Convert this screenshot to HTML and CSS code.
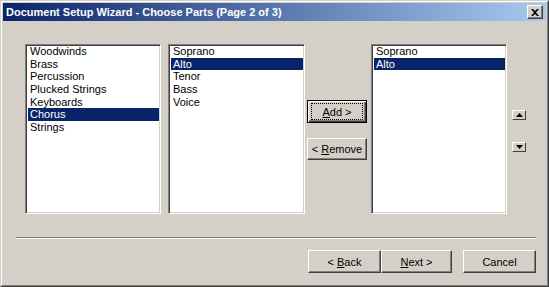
FILE: index.html
```html
<!DOCTYPE html>
<html lang="en">
<head>
    <meta charset="UTF-8">
    <title>Document Setup Wizard</title>
    <link rel="stylesheet" href="styles.css">
</head>
<body>
    <div class="window">
        <div class="frame">
            <div class="titlebar">
                <span class="title">Document Setup Wizard - Choose Parts (Page 2 of 3)</span>
                <button class="close-btn">
                    <svg width="8" height="7" viewBox="0 0 8 7">
                        <path d="M0 0h2l2 2 2-2h2L5 3.5 8 7H6L4 5 2 7H0l3-3.5z" fill="#000"/>
                    </svg>
                </button>
            </div>

            <div class="content">
                <div class="lists">
                    <ul class="listbox list-families">
                        <li>Woodwinds</li>
                        <li>Brass</li>
                        <li>Percussion</li>
                        <li>Plucked Strings</li>
                        <li>Keyboards</li>
                        <li class="selected">Chorus</li>
                        <li>Strings</li>
                    </ul>
                    <ul class="listbox list-instruments">
                        <li>Soprano</li>
                        <li class="selected">Alto</li>
                        <li>Tenor</li>
                        <li>Bass</li>
                        <li>Voice</li>
                    </ul>
                    <div class="move-buttons">
                        <button class="btn btn-default"><span class="focus"><span><u>A</u>dd &gt;</span></span></button>
                        <button class="btn"><span>&lt; <u>R</u>emove</span></button>
                    </div>
                    <ul class="listbox list-chosen">
                        <li>Soprano</li>
                        <li class="selected">Alto</li>
                    </ul>
                    <div class="order-buttons">
                        <button class="arrow-btn">
                            <svg width="7" height="4" viewBox="0 0 7 4"><path d="M3.5 0L7 4H0z" fill="#000"/></svg>
                        </button>
                        <button class="arrow-btn">
                            <svg width="7" height="4" viewBox="0 0 7 4"><path d="M0 0h7L3.5 4z" fill="#000"/></svg>
                        </button>
                    </div>
                </div>

                <div class="separator"></div>

                <div class="footer">
                    <button class="btn btn-nav"><span>&lt; <u>B</u>ack</span></button>
                    <button class="btn btn-nav btn-next"><span><u>N</u>ext &gt;</span></button>
                    <button class="btn btn-nav btn-cancel">Cancel</button>
                </div>
            </div>
        </div>
    </div>
</body>
</html>
```

FILE: styles.css
```css
/* Classic wizard dialog */
body {
    margin: 0;
    background-color: #d4d0c8;
    font-family: "Liberation Sans", Arial, sans-serif;
    font-size: 11px;
    color: #000000;
}

.window {
    width: 549px;
    height: 287px;
    box-sizing: border-box;
    border: 1px solid;
    border-color: #d4d0c8 #404040 #404040 #d4d0c8;
}

.frame {
    height: 100%;
    box-sizing: border-box;
    border: 1px solid;
    border-color: #ffffff #808080 #808080 #ffffff;
    padding: 1px;
    display: flex;
    flex-direction: column;
}

.titlebar {
    height: 18px;
    display: flex;
    align-items: center;
    justify-content: space-between;
    padding: 0 3px 0 3px;
    background: linear-gradient(to right, #0a246a, #a6caf0);
}

.title {
    color: #ffffff;
    font-weight: bold;
    font-size: 11px;
    white-space: nowrap;
}

.close-btn {
    width: 16px;
    height: 14px;
    padding: 0;
    margin: 0;
    display: flex;
    align-items: center;
    justify-content: center;
    background-color: #d4d0c8;
    border: 1px solid;
    border-color: #ffffff #404040 #404040 #ffffff;
    box-shadow: inset -1px -1px #808080;
}

.content {
    flex: 1;
    padding: 23px 10px 0 13px;
}

.lists {
    display: flex;
    align-items: flex-start;
    margin-left: 9px;
}

.listbox {
    list-style: none;
    margin: 0;
    height: 170px;
    box-sizing: border-box;
    background-color: #ffffff;
    border: 1px solid;
    border-color: #808080 #ffffff #ffffff #808080;
    box-shadow: inset 1px 1px #404040, inset -1px -1px #d4d0c8;
    padding: 0 1px 1px 2px;
}

.listbox li {
    height: 12.67px;
    line-height: 12.67px;
    padding-left: 2px;
    white-space: nowrap;
}

.listbox li.selected {
    background-color: #0a246a;
    color: #ffffff;
}

.list-families {
    width: 136px;
}

.list-instruments {
    width: 137px;
    margin-left: 7px;
}

.list-chosen {
    width: 136px;
    margin-left: 4px;
}

.move-buttons {
    display: flex;
    flex-direction: column;
    gap: 15px;
    margin-top: 56px;
    margin-left: 2px;
}

.btn {
    font-family: "Liberation Sans", Arial, sans-serif;
    font-size: 11px;
    color: #000000;
    width: 60px;
    height: 22px;
    padding: 0;
    background-color: #d4d0c8;
    border: 1px solid;
    border-color: #ffffff #404040 #404040 #ffffff;
    box-shadow: inset -1px -1px #808080, inset 1px 1px #d4d0c8;
    display: flex;
    align-items: center;
    justify-content: center;
}

.btn-default {
    height: 23px;
    border-color: #000000;
    box-shadow: inset 1px 1px #ffffff, inset -1px -1px #404040, inset -2px -2px #808080;
}

.focus {
    display: flex;
    align-items: center;
    justify-content: center;
    width: 50px;
    height: 15px;
    outline: 1px dotted #000000;
}

.order-buttons {
    display: flex;
    flex-direction: column;
    gap: 22px;
    margin-top: 66px;
    margin-left: 5px;
}

.arrow-btn {
    width: 14px;
    height: 10px;
    padding: 0;
    display: flex;
    align-items: center;
    justify-content: center;
    background-color: #d4d0c8;
    border: 1px solid;
    border-color: #ffffff #404040 #404040 #ffffff;
}

.separator {
    height: 0;
    margin-top: 23px;
    border-top: 1px solid #808080;
    border-bottom: 1px solid #ffffff;
}

.footer {
    display: flex;
    justify-content: flex-end;
    margin-top: 11px;
}

.btn-nav {
    width: 73px;
    height: 23px;
}

.btn-next {
    width: 71px;
}

.btn-cancel {
    margin-left: 11px;
}
```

○ ○ ○ ○ ○

Copy the material above exactly and drop the pictures.

Convert this screenshot to HTML and CSS code.
FILE: index.html
```html
<!DOCTYPE html>
<html lang="en">
<head>
    <meta charset="UTF-8">
    <title>Document Setup Wizard</title>
    <link rel="stylesheet" href="styles.css">
</head>
<body>
    <div class="window">
        <div class="frame">
            <div class="titlebar">
                <span class="title">Document Setup Wizard - Choose Parts (Page 2 of 3)</span>
                <button class="close-btn">
                    <svg width="8" height="7" viewBox="0 0 8 7">
                        <path d="M0 0h2l2 2 2-2h2L5 3.5 8 7H6L4 5 2 7H0l3-3.5z" fill="#000"/>
                    </svg>
                </button>
            </div>

            <div class="content">
                <div class="lists">
                    <ul class="listbox list-families">
                        <li>Woodwinds</li>
                        <li>Brass</li>
                        <li>Percussion</li>
                        <li>Plucked Strings</li>
                        <li>Keyboards</li>
                        <li class="selected">Chorus</li>
                        <li>Strings</li>
                    </ul>
                    <ul class="listbox list-instruments">
                        <li>Soprano</li>
                        <li class="selected">Alto</li>
                        <li>Tenor</li>
                        <li>Bass</li>
                        <li>Voice</li>
                    </ul>
                    <div class="move-buttons">
                        <button class="btn btn-default"><span class="focus"><span><u>A</u>dd &gt;</span></span></button>
                        <button class="btn"><span>&lt; <u>R</u>emove</span></button>
                    </div>
                    <ul class="listbox list-chosen">
                        <li>Soprano</li>
                        <li class="selected">Alto</li>
                    </ul>
                    <div class="order-buttons">
                        <button class="arrow-btn">
                            <svg width="7" height="4" viewBox="0 0 7 4"><path d="M3.5 0L7 4H0z" fill="#000"/></svg>
                        </button>
                        <button class="arrow-btn">
                            <svg width="7" height="4" viewBox="0 0 7 4"><path d="M0 0h7L3.5 4z" fill="#000"/></svg>
                        </button>
                    </div>
                </div>

                <div class="separator"></div>

                <div class="footer">
                    <button class="btn btn-nav"><span>&lt; <u>B</u>ack</span></button>
                    <button class="btn btn-nav btn-next"><span><u>N</u>ext &gt;</span></button>
                    <button class="btn btn-nav btn-cancel">Cancel</button>
                </div>
            </div>
        </div>
    </div>
</body>
</html>
```

FILE: styles.css
```css
/* Classic wizard dialog */
body {
    margin: 0;
    background-color: #d4d0c8;
    font-family: "Liberation Sans", Arial, sans-serif;
    font-size: 11px;
    color: #000000;
}

.window {
    width: 549px;
    height: 287px;
    box-sizing: border-box;
    border: 1px solid;
    border-color: #d4d0c8 #404040 #404040 #d4d0c8;
}

.frame {
    height: 100%;
    box-sizing: border-box;
    border: 1px solid;
    border-color: #ffffff #808080 #808080 #ffffff;
    padding: 1px;
    display: flex;
    flex-direction: column;
}

.titlebar {
    height: 18px;
    display: flex;
    align-items: center;
    justify-content: space-between;
    padding: 0 3px 0 3px;
    background: linear-gradient(to right, #0a246a, #a6caf0);
}

.title {
    color: #ffffff;
    font-weight: bold;
    font-size: 11px;
    white-space: nowrap;
}

.close-btn {
    width: 16px;
    height: 14px;
    padding: 0;
    margin: 0;
    display: flex;
    align-items: center;
    justify-content: center;
    background-color: #d4d0c8;
    border: 1px solid;
    border-color: #ffffff #404040 #404040 #ffffff;
    box-shadow: inset -1px -1px #808080;
}

.content {
    flex: 1;
    padding: 23px 10px 0 13px;
}

.lists {
    display: flex;
    align-items: flex-start;
    margin-left: 9px;
}

.listbox {
    list-style: none;
    margin: 0;
    height: 170px;
    box-sizing: border-box;
    background-color: #ffffff;
    border: 1px solid;
    border-color: #808080 #ffffff #ffffff #808080;
    box-shadow: inset 1px 1px #404040, inset -1px -1px #d4d0c8;
    padding: 0 1px 1px 2px;
}

.listbox li {
    height: 12.67px;
    line-height: 12.67px;
    padding-left: 2px;
    white-space: nowrap;
}

.listbox li.selected {
    background-color: #0a246a;
    color: #ffffff;
}

.list-families {
    width: 136px;
}

.list-instruments {
    width: 137px;
    margin-left: 7px;
}

.list-chosen {
    width: 136px;
    margin-left: 4px;
}

.move-buttons {
    display: flex;
    flex-direction: column;
    gap: 15px;
    margin-top: 56px;
    margin-left: 2px;
}

.btn {
    font-family: "Liberation Sans", Arial, sans-serif;
    font-size: 11px;
    color: #000000;
    width: 60px;
    height: 22px;
    padding: 0;
    background-color: #d4d0c8;
    border: 1px solid;
    border-color: #ffffff #404040 #404040 #ffffff;
    box-shadow: inset -1px -1px #808080, inset 1px 1px #d4d0c8;
    display: flex;
    align-items: center;
    justify-content: center;
}

.btn-default {
    height: 23px;
    border-color: #000000;
    box-shadow: inset 1px 1px #ffffff, inset -1px -1px #404040, inset -2px -2px #808080;
}

.focus {
    display: flex;
    align-items: center;
    justify-content: center;
    width: 50px;
    height: 15px;
    outline: 1px dotted #000000;
}

.order-buttons {
    display: flex;
    flex-direction: column;
    gap: 22px;
    margin-top: 66px;
    margin-left: 5px;
}

.arrow-btn {
    width: 14px;
    height: 10px;
    padding: 0;
    display: flex;
    align-items: center;
    justify-content: center;
    background-color: #d4d0c8;
    border: 1px solid;
    border-color: #ffffff #404040 #404040 #ffffff;
}

.separator {
    height: 0;
    margin-top: 23px;
    border-top: 1px solid #808080;
    border-bottom: 1px solid #ffffff;
}

.footer {
    display: flex;
    justify-content: flex-end;
    margin-top: 11px;
}

.btn-nav {
    width: 73px;
    height: 23px;
}

.btn-next {
    width: 71px;
}

.btn-cancel {
    margin-left: 11px;
}
```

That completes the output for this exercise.